Task requirements: List each line of the data in which the string "React" appears.

Information shown:
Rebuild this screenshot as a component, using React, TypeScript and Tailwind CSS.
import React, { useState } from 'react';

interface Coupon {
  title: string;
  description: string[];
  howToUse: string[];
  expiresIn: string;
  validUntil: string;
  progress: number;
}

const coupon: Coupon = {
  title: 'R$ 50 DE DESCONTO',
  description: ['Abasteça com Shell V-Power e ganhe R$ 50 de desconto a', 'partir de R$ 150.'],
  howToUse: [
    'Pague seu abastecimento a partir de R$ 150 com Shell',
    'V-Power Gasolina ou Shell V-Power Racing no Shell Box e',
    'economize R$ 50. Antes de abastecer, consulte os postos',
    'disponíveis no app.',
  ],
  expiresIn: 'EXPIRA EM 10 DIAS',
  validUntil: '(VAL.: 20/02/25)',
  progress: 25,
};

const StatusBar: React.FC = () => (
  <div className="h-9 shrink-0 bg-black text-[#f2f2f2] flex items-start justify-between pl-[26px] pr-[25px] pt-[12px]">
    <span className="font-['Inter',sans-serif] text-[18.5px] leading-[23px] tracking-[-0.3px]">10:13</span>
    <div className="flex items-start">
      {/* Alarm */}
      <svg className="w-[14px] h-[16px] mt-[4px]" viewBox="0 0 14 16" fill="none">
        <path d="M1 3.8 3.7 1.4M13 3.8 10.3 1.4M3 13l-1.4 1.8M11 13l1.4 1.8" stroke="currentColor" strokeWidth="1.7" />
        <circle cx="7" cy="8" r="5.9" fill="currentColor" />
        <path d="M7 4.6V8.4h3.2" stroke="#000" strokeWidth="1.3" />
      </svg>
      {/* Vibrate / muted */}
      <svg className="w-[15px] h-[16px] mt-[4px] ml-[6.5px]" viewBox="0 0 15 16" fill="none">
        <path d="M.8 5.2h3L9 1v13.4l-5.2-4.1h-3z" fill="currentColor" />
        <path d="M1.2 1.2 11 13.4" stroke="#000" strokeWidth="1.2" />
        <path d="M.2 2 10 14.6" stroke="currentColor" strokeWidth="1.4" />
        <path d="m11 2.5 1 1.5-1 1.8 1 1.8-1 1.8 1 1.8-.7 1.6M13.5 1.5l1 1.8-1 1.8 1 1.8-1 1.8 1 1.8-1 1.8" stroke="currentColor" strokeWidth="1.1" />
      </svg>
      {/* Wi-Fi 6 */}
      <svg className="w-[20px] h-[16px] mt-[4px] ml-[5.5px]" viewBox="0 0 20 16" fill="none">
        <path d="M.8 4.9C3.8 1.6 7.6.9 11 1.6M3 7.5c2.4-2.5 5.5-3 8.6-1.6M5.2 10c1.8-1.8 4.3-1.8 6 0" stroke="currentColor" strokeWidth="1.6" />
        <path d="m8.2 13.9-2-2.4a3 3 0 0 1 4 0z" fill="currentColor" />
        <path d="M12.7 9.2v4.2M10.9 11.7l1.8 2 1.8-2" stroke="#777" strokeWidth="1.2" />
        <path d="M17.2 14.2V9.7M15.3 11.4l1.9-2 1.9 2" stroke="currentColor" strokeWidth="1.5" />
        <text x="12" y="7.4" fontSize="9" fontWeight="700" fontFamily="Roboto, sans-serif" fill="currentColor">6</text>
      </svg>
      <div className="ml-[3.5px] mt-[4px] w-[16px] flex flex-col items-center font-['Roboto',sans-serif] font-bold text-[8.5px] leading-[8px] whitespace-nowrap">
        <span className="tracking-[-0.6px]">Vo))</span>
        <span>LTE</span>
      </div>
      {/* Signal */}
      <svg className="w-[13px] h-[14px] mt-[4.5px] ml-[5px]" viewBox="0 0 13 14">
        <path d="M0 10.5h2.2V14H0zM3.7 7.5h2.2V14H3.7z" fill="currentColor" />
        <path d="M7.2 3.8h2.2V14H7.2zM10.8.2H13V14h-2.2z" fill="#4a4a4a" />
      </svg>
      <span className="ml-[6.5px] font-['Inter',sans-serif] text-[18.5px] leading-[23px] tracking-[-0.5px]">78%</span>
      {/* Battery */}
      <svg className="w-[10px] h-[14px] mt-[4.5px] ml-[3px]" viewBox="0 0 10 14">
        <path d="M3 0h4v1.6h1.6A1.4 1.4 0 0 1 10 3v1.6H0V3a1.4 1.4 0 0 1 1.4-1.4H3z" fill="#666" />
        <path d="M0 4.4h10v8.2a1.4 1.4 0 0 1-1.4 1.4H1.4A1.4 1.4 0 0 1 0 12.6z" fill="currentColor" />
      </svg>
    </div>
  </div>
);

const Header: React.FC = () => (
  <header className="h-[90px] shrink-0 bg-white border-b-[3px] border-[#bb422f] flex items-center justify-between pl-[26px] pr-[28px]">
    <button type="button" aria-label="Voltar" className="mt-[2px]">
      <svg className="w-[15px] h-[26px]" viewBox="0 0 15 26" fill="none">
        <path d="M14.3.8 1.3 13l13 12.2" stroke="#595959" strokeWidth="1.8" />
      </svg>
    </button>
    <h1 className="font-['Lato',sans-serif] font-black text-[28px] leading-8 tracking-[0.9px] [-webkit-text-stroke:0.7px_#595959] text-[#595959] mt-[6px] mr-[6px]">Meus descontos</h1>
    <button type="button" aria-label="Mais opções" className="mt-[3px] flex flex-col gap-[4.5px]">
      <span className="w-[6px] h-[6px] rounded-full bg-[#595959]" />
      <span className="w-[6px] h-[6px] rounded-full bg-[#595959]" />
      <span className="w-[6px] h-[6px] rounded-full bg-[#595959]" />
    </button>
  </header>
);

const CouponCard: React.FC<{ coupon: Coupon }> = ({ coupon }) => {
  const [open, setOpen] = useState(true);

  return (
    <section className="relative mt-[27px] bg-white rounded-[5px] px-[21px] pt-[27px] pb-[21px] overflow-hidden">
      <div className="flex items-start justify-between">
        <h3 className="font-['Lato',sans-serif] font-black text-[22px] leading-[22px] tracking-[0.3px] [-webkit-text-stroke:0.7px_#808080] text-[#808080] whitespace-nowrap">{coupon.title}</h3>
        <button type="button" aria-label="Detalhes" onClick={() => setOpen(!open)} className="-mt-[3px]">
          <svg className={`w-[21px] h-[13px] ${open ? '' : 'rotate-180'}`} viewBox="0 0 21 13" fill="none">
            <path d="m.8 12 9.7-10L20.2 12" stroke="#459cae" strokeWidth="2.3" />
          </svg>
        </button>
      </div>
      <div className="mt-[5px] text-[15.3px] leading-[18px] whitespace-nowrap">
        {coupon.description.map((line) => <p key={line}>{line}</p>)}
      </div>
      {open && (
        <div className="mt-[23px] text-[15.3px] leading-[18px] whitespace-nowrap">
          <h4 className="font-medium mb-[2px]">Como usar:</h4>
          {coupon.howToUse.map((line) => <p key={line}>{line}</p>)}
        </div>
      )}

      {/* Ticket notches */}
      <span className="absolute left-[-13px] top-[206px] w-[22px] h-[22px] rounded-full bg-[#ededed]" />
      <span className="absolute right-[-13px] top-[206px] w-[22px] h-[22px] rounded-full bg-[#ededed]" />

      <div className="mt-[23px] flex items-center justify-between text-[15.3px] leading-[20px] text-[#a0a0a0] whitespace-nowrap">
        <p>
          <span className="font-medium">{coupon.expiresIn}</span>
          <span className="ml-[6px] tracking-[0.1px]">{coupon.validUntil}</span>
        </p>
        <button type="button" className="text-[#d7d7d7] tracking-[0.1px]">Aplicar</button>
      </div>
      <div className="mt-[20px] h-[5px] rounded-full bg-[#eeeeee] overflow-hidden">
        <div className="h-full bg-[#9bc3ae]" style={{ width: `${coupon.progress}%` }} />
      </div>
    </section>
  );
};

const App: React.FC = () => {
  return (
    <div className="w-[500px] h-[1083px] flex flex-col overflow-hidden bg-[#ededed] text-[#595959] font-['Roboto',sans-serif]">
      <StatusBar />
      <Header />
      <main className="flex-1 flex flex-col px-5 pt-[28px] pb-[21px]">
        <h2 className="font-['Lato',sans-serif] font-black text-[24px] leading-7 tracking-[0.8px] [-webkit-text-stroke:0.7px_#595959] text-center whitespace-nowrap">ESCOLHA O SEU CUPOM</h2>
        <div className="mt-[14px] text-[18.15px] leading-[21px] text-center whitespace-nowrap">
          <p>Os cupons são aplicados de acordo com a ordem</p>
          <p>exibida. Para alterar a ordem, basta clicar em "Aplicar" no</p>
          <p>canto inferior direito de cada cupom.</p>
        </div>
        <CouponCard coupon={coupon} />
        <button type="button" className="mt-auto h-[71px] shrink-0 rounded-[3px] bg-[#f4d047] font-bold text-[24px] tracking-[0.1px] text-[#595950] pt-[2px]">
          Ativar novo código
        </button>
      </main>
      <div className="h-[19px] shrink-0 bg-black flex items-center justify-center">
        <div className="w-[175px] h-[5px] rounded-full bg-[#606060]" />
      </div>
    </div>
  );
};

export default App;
--
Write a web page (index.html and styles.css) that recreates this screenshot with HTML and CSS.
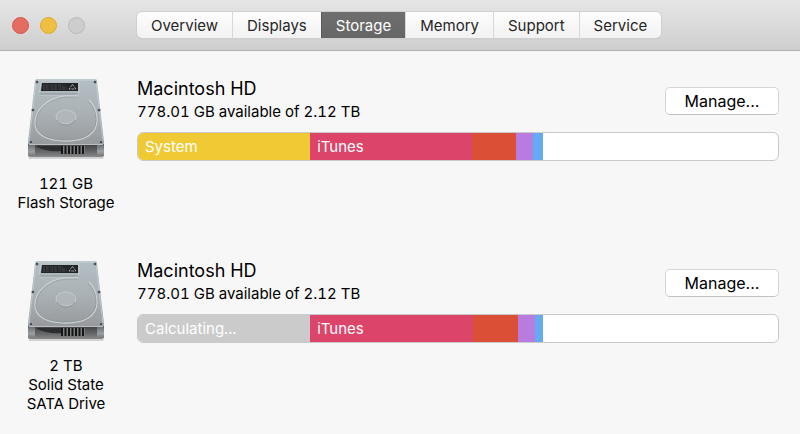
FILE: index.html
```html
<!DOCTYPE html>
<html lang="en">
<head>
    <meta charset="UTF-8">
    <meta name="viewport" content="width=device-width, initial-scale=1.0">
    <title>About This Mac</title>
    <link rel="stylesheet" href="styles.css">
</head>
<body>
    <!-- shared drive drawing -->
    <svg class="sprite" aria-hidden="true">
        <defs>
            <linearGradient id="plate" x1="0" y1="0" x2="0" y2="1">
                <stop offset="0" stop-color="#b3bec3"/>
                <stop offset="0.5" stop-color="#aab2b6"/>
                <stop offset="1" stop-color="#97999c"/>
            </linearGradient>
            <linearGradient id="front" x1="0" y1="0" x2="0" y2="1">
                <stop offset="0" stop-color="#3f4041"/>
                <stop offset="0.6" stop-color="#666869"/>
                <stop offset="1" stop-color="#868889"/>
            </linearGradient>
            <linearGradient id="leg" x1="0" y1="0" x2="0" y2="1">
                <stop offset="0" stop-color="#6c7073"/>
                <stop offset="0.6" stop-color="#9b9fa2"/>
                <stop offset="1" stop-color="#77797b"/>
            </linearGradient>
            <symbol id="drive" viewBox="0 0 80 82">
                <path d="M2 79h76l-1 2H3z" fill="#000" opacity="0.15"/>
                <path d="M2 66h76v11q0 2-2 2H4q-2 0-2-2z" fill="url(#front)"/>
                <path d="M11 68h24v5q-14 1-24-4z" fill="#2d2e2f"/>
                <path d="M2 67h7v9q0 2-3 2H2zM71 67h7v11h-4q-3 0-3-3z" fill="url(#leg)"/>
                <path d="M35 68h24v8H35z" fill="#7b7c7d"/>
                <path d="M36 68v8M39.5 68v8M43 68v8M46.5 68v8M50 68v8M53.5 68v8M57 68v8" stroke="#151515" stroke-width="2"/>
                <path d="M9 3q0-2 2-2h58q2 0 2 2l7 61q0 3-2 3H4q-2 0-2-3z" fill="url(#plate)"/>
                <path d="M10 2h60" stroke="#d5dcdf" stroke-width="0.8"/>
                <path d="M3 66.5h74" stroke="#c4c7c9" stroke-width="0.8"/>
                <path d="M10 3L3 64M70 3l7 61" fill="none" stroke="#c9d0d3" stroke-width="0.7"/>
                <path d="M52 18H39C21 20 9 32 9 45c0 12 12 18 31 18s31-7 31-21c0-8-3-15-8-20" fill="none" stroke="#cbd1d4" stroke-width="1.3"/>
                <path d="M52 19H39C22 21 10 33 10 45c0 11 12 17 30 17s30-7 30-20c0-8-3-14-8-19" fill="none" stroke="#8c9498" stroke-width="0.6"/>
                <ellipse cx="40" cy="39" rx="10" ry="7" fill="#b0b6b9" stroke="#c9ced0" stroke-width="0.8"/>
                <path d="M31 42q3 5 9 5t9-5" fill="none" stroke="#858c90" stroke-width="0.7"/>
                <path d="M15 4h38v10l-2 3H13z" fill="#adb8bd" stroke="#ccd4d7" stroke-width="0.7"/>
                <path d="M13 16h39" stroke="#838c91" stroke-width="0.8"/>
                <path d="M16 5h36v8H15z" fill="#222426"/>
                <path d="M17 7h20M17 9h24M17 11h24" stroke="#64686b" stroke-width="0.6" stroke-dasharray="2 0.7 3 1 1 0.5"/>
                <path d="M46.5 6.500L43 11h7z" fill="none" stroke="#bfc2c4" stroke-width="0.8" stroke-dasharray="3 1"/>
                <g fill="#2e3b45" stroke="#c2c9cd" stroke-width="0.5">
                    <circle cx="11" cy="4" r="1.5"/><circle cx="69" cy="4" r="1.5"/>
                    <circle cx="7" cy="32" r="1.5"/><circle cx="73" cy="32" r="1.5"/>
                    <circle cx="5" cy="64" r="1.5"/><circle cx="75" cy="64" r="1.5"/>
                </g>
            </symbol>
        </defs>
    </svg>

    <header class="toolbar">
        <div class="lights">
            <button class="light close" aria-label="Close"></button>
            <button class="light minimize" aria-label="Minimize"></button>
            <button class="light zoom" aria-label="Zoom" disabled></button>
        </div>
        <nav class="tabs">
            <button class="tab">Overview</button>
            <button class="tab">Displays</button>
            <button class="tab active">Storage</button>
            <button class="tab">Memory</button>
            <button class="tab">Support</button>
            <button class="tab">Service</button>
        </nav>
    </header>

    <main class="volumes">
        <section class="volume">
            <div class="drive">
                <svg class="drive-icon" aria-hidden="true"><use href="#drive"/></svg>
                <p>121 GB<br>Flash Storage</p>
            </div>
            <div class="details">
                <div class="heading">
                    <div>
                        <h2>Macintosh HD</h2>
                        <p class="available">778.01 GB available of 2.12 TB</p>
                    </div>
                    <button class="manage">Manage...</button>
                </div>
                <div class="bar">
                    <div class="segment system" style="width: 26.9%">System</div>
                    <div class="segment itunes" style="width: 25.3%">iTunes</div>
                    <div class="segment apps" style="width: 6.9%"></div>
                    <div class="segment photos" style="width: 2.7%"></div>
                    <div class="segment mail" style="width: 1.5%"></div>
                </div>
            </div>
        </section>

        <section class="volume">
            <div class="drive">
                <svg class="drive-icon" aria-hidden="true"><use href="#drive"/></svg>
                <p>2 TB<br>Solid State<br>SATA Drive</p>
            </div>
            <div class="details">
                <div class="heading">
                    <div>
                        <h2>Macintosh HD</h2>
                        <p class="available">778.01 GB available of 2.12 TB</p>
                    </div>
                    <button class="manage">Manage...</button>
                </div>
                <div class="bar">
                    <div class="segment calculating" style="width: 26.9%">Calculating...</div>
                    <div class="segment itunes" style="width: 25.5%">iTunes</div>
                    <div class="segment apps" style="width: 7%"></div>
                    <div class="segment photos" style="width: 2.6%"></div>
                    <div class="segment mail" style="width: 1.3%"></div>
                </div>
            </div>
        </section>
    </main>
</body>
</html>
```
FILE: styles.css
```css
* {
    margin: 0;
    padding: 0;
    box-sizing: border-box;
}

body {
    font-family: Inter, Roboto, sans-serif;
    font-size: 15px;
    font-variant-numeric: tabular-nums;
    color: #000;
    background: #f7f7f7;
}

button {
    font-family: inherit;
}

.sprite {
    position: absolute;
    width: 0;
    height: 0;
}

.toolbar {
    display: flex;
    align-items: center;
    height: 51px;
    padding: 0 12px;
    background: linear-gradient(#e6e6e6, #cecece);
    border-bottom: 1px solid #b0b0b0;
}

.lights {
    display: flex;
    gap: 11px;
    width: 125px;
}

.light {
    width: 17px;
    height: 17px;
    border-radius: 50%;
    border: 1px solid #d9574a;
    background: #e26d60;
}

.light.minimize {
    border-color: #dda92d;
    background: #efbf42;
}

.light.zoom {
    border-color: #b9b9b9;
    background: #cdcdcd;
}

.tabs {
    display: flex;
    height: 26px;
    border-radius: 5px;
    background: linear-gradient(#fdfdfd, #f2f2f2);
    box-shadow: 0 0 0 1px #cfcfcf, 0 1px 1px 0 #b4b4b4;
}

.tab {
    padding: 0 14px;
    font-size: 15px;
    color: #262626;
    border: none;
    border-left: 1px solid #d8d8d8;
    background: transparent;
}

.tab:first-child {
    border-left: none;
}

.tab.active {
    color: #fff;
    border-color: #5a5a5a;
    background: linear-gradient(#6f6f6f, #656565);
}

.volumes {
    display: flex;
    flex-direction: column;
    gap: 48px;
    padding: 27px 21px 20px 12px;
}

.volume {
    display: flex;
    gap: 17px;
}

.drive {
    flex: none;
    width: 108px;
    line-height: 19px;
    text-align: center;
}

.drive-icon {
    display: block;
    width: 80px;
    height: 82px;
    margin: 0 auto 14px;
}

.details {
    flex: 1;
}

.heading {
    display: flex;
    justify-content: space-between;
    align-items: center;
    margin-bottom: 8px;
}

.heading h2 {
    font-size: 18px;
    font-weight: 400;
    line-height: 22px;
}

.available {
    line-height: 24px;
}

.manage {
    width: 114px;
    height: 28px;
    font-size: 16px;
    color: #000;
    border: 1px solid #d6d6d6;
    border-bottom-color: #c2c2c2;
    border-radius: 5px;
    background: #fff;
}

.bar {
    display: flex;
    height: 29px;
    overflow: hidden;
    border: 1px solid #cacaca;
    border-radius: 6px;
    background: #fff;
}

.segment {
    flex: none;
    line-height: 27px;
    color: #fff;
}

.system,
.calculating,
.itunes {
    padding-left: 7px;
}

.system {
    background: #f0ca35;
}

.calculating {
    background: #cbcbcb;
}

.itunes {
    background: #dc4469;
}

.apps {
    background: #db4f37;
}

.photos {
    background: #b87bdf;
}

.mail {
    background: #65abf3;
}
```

Task solution:
Rebuild this screenshot as a component, using React, TypeScript and Tailwind CSS.
import React, { useState } from 'react';
const StatusBar: React.FC = () => (
const Header: React.FC = () => (
const CouponCard: React.FC<{ coupon: Coupon }> = ({ coupon }) => {
const App: React.FC = () => {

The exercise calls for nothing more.